Ohlin seeks to expose what he regards as the shaky social scientific and philosophical foundations of New Realism. While others, such as Ruti Teitel and I (in “Beyond Compliance: Rethinking Why International Law Really Matters,” in Global Policy), have questioned the behaviorist “rational choice” view of the human condition that is the starting point of the New Realists, Ohlin’s critique is more internal. He proposes an alternative model of rationally self-interested conduct that can explain legal constraint or obligation as an important mechanism for achieving utility in the long run and preventing opportunism in the short term. Thus, for Ohlin, giving in to the temptation of noncooperative behavior can lead to almost immediately recognizable harms to self-interest as it is rationally understood.
Yet the bulk of Ohlin’s book is not devoted to theoretical engagement with the foundations of New Realism. He adopts the pose of a combative public intellectual, forcefully countering some of the claims against international law made in legal and political discourse, not so much by the New Realists themselves but by mostly conservative legal and political actors that (Ohlin claims with only partial persuasiveness) are under their thrall. Ohlin deserves considerable praise for directly taking on some of the most strident and visible critics of international law—this while many among international law’s old guard have simply buried their heads in the sand or thumbed their noses at the New Realists, rather than expend the intellectual effort necessary to confront them.
Ohlin’s treatment of the law of war is particularly effective in this regard, no doubt bolstered by his own professional specialization in the area.
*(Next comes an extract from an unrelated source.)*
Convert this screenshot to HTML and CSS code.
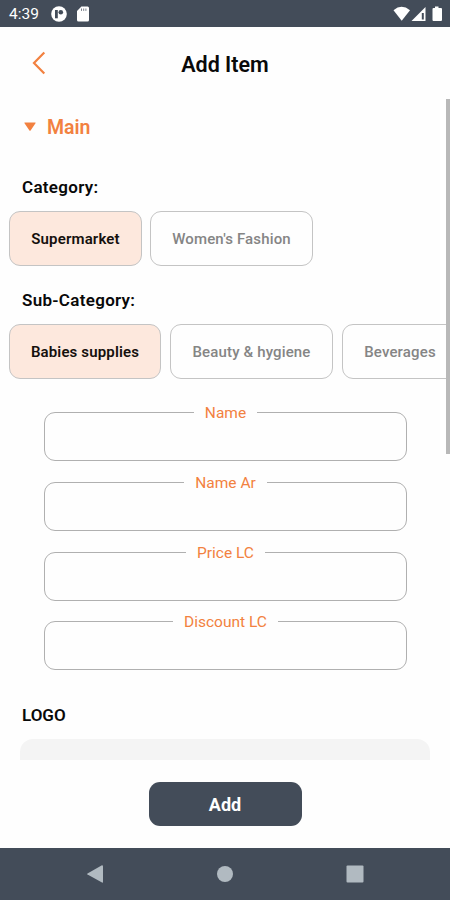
FILE: index.html
```html
<!DOCTYPE html>
<html lang="en">
<head>
<meta charset="utf-8">
<title>Add Item</title>
<link rel="stylesheet" href="styles.css">
</head>
<body>
<div class="status">
  <span class="time">4:39</span>
  <svg class="app-icon" width="16" height="16" viewBox="0 0 16 16"><circle cx="8" cy="8" r="7.800" fill="#fff"/><path d="M4 4h2.800v8.300H4z" fill="#434c59"/><circle cx="9.800" cy="6.200" r="2.300" fill="#434c59"/></svg>
  <svg class="sd-icon" width="12" height="16" viewBox="0 0 12 16"><path d="M4.400.5h6.200Q12 .5 12 2v12q0 1.500-1.500 1.500h-9Q0 15.500 0 14V5z" fill="#fff"/><path d="M4.500 2.500v2.400M6.700 2.500v2.400M8.900 2.500v2.400" stroke="#7a818b"/></svg>
  <svg class="signals" width="50" height="16" viewBox="0 0 50 16"><path d="M.5 4.200Q8.500-2.600 17 4.200L8.700 14.800z" fill="#fff"/><path d="M32.500 1v14H18.500z" fill="#fff"/><path d="M28.800 7h2v6.500h-2z" fill="#434c59"/><path d="M42 .5h3.500V2H48q1 0 1 1v11q0 1-1 1h-7.500q-1 0-1-1V3q0-1 1-1H42z" fill="#fff"/></svg>
</div>
<header class="header">
  <svg class="back" width="14" height="24" viewBox="0 0 14 24"><path d="M12.300 1.500 2 12l10.300 10.500" fill="none" stroke="#f28140" stroke-width="2.200"/></svg>
  <h1>Add Item</h1>
</header>
<main class="content">
  <div class="section"><svg width="12" height="10" viewBox="0 0 12 10"><path d="M.8.500h10.400q.8 0 .3.700L6.600 8.500q-.6.700-1.200 0L.5 1.200Q0 .500.800.500z" fill="#f28140"/></svg><span>Main</span></div>
  <h2 class="category">Category:</h2>
  <div class="chips">
    <button class="chip on w-super">Supermarket</button>
    <button class="chip w-women">Women's Fashion</button>
  </div>
  <h2 class="subcategory">Sub-Category:</h2>
  <div class="chips sub">
    <button class="chip on w-babies">Babies supplies</button>
    <button class="chip w-women">Beauty &amp; hygiene</button>
    <button class="chip w-bev">Beverages</button>
  </div>
  <form class="fields">
    <fieldset><legend>Name</legend></fieldset>
    <fieldset><legend>Name Ar</legend></fieldset>
    <fieldset><legend>Price LC</legend></fieldset>
    <fieldset><legend>Discount LC</legend></fieldset>
  </form>
  <h2 class="logo-title">LOGO</h2>
  <div class="upload"></div>
  <div class="scrollbar"></div>
</main>
<footer class="footer"><button class="add">Add</button></footer>
<nav class="nav">
  <svg width="18" height="20" viewBox="0 0 18 20"><path d="M16 1.300q1 0 1 1v15.400q0 1.300-1 .8L1.500 10.600q-.9-.6 0-1.200L15.500 1.500z" fill="#b1bac1"/></svg>
  <svg width="18" height="18" viewBox="0 0 18 18"><circle cx="9" cy="9" r="8" fill="#b1bac1"/></svg>
  <svg width="18" height="18" viewBox="0 0 18 18"><rect x=".5" y=".5" width="17" height="17" rx="1" fill="#b1bac1"/></svg>
</nav>
</body>
</html>
```
FILE: styles.css
```css
* { box-sizing: border-box; }
body {
  margin: 0;
  width: 450px;
  height: 900px;
  display: flex;
  flex-direction: column;
  overflow: hidden;
  background: #fefefe;
  color: #090909;
  font-family: Roboto, "Liberation Sans", sans-serif;
}
svg { display: block; flex: none; }
button { font: inherit; padding: 0; }
.status {
  flex: none;
  height: 27px;
  display: flex;
  align-items: center;
  padding: 0 8px 0 9px;
  background: #434c59;
  color: #fff;
}
.time { width: 42px; font-size: 15.500px; line-height: 26px; padding-top: 1px; }
.sd-icon { margin-left: 10px; }
.signals { margin-left: auto; margin-right: -1px; }
.header {
  flex: none;
  height: 72px;
  display: grid;
  grid-template-columns: 50px 1fr 50px;
  align-items: center;
}
.back { margin-left: 32px; }
h1 { margin: 3px 0 0; text-align: center; font-size: 21.500px; line-height: 26px; font-weight: 600; }
.content { position: relative; flex: none; height: 661px; overflow: hidden; }
.section {
  display: flex;
  align-items: center;
  gap: 11px;
  height: 24px;
  margin: 16px 0 0 24px;
  color: #f28140;
  font-size: 19.500px;
  font-weight: 600;
}
h2 { margin: 0 0 0 22px; font-size: 17px; line-height: 20px; font-weight: 600; letter-spacing: .3px; }
.category { margin-top: 38px; }
.subcategory { margin-top: 24px; }
.chips { display: flex; gap: 8px; margin: 14px 0 0 9px; }
.sub { gap: 9px; }
.chip {
  flex: none;
  height: 55px;
  border: 1px solid #c4c4c4;
  border-radius: 11px;
  background: #fefefe;
  color: #858585;
  font-size: 15px;
  font-weight: 500;
  letter-spacing: .15px;
}
.on { background: #fde8dd; color: #15100d; font-weight: 600; }
.w-super { width: 133px; }
.w-women { width: 163px; }
.w-babies { width: 152px; }
.w-bev { width: 116px; }
.fields { width: 363px; margin: 24px 0 0 44px; display: grid; gap: 11.800px; }
fieldset {
  min-width: 0;
  height: 58px;
  margin: 0;
  padding: 0;
  border: 1px solid #b0b0b0;
  border-radius: 11px;
}
legend { margin: 0 auto; padding: 1px 11px 0; height: 19px; line-height: 19px; font-size: 15.500px; color: #f28140; }
.logo-title { margin-top: 35px; letter-spacing: 0; }
.upload { width: 410px; height: 80px; margin: 14px 0 0 20px; border-radius: 13px; background: #f4f4f4; }
.scrollbar { position: absolute; top: 0; right: 0; width: 4px; height: 355px; background: #b8b8b8; }
.footer { flex: none; height: 88px; display: flex; justify-content: center; padding-top: 22px; }
.add { width: 153px; height: 44px; border: 0; border-radius: 11px; background: #434c59; color: #fff; font-size: 18px; font-weight: 700; }
.nav {
  flex: none;
  height: 52px;
  display: flex;
  align-items: center;
  justify-content: space-between;
  padding: 0 86px;
  background: #434c59;
}
```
The attack on international law by legal scholars allied with the political right unquestionably had its low point with the George W. Bush-era torture memos, and in particular the efforts of John Yoo in the Justice Department. Ohlin argues that the law of war does not in fact unduly constrain the United States in the war on terror; that its rules of engagement are well-suited to so-called asymmetrical warfare; and that its underlying logic does not, as some conservative legal actors claim, put military commanders and soldiers in a human rights straightjacket that increases their vulnerability. He shows that the law of war is something that armies need, and that it has as much a role in licensing the use of lethal force as in regulating it. Reading Ohlin’s account, one is not surprised that the attempt by civilians in the Bush administration to corrode or corrupt the law of war was particularly disconcerting to the country’s military officers.
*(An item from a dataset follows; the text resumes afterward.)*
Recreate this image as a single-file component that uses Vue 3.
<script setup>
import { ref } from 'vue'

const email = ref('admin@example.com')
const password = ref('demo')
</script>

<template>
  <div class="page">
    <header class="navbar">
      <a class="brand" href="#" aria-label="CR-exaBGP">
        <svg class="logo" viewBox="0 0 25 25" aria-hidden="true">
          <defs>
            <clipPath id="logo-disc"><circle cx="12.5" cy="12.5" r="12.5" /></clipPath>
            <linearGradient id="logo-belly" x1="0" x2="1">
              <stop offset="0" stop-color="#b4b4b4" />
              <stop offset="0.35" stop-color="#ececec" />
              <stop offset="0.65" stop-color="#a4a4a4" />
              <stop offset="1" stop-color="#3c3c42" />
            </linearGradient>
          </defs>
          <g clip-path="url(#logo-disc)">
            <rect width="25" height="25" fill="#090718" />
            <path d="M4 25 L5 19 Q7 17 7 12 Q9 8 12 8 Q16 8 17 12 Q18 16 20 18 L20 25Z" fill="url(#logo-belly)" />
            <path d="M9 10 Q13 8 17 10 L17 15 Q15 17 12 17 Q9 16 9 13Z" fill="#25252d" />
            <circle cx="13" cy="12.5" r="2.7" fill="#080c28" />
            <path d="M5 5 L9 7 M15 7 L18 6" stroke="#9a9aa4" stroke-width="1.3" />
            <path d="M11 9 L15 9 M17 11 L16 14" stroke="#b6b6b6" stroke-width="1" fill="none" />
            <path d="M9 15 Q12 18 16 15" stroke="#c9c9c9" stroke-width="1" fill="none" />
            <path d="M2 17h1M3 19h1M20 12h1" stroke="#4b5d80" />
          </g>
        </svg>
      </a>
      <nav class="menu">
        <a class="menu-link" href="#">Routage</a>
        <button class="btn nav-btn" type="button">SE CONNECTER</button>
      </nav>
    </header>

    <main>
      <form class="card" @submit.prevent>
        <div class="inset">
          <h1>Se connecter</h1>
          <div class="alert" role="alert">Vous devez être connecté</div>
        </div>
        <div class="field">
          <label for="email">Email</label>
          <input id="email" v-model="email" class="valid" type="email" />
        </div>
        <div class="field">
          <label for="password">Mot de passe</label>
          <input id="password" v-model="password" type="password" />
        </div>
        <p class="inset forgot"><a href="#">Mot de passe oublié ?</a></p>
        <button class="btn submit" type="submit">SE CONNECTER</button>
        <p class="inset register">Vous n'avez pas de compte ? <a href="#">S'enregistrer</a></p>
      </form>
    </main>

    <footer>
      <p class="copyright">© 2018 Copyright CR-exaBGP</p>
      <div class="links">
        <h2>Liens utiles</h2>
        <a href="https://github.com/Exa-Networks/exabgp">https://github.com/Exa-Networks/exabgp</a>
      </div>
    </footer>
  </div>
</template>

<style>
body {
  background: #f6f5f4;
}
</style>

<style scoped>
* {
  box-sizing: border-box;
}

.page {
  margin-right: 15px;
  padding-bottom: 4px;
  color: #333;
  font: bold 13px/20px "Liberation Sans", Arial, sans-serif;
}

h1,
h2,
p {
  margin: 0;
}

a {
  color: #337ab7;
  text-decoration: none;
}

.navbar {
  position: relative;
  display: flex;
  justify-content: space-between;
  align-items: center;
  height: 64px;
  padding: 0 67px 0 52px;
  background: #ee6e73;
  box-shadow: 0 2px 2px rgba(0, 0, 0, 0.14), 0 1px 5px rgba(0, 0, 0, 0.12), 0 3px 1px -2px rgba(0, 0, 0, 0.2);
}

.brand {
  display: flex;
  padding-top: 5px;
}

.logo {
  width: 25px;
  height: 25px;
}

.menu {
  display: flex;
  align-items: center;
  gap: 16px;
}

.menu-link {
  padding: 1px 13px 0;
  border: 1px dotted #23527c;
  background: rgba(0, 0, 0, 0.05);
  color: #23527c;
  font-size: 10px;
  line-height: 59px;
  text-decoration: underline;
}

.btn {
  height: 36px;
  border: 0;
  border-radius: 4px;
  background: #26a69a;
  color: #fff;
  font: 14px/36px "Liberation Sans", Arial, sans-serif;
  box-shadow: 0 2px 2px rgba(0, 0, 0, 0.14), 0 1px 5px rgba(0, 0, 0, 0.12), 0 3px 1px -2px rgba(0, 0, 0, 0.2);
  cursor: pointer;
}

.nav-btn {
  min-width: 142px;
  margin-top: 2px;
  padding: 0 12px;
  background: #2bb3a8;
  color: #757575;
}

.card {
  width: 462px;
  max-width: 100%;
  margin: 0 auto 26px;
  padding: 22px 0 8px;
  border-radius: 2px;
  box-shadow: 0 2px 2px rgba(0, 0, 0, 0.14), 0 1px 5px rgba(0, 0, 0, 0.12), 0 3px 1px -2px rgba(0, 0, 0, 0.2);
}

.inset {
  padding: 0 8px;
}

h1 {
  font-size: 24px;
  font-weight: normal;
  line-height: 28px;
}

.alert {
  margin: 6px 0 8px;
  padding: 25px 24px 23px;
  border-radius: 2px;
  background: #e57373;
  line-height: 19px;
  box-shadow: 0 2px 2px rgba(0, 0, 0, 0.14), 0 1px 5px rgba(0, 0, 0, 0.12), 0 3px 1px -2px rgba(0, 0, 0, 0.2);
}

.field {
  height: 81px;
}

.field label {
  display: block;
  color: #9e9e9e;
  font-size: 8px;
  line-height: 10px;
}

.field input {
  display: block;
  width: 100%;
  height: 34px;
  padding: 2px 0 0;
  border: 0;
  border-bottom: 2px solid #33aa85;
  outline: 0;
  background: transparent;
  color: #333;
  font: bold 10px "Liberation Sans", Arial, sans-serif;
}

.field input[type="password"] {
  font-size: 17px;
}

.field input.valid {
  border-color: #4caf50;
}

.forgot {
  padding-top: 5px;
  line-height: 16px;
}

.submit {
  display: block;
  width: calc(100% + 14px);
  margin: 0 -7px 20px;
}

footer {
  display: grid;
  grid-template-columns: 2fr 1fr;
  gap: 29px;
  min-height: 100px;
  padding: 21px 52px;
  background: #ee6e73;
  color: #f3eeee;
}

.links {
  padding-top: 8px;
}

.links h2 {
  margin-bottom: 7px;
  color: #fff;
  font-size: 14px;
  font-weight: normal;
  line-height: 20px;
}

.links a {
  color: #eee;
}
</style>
Ohlin views the caution of the federal courts and the U.S. Supreme Court in alien tort cases as somehow part and parcel of the same attack on international law. This is questionable, as these cases raise complex issues about the relationship of U.S. law and courts to foreign law, as well as the role of the federal courts in evolving the common law. (For more on this, see Ruti Teitel, Humanity’s Law, ch. 7.) While I do not, some might view the exercise of civil jurisdiction by U.S. courts over human rights violations elsewhere in the world as a form of U.S. unilateralism (if not exceptionalism) at odds with the traditional international law concept of the equality of sovereign states—a concept that Ohlin strongly endorses.
Ohlin’s alternative rational choice model offers an attractive critique of the notion that rational self-interest is incompatible with accepting legal restraint as an obligation (at least where there is no “sovereign” to enforce commands). Yet Ohlin does not fully rise to the New Realist challenge. However applicable to state behavior (or, indeed, to human behavior in general) the game theory deployed by Ohlin may be, the social scientific tools he employs give no account of why law is essential to rationally self-interested cooperation between states over time.
This is illustrated by one of Ohlin’s central examples, the nuclear deterrence achieved during the cold war by the doctrine of mutual assured destruction (pp. 132–140). Both the United States and Soviet Union, or more precisely their leaders, perceived a strong rational self-interest to avoid the worst outcome for everyone, nuclear annihilation, and thus exercised restraint in the use of force to avoid escalation. Yet international law played little if any positive role here. Indeed, as Ohlin discusses—and as the messy outcome of the advisory request to the International Court of Justice on the legality of using nuclear weapons illustrates—international lawyers could not but have some real ambivalence about this form of mutual self-restraint, premised as it was on the preservation of nuclear arsenals capable of annihilating the planet. Without a richer view of what it is to be human than is offered by rational choice approaches, it is hard to truly defend international law against the challenge of realism, new or old. The final chapter of Ohlin’s book regrettably veers into apologetics for existing institutions and practices of international law. Ohlin may well be effective in showing that the attacks of the New Realists on the United Nations, the International Court of Justice, and the International Criminal Court are exaggerated and highly misleading. He may also be correct that his rational actor approach would support participation in some of these institutions. But the fact that there are important rationales for multilateral cooperation, and that these institutions are under attack by those hostile to such cooperation altogether, does not justify turning a blind eye to their significant legitimacy problems.
To echo a comment by Leo Strauss about democracy, to be friends of international law we must not become its flatterers. Ohlin ultimately misidentifies the core of the attack on international law, because what is fundamentally under question is international law’s legitimacy and its capacity to uphold certain human values (those reflected, most explicitly, in human rights law). Ohlin’s book abstracts from human rights as the central battleground between the enemies of international legal order and its defenders; at most points, he is defending an older, state sovereignty-centered international law reflected in established institutions, as well as relatively traditionalist views of these institutions. But a stronger defense of international law requires engaging with ideas of legitimacy and humanity; it is these concepts that offer a more fundamental critique of existing institutions, and that can provide us with new ideas for reforming them.
—ROBERT HOWSE
The author teaches international law at NYU Law School. His current project, with Ruti Teitel, is “Law and Global Order,” a study of the role of law in contemporary international politics and economics.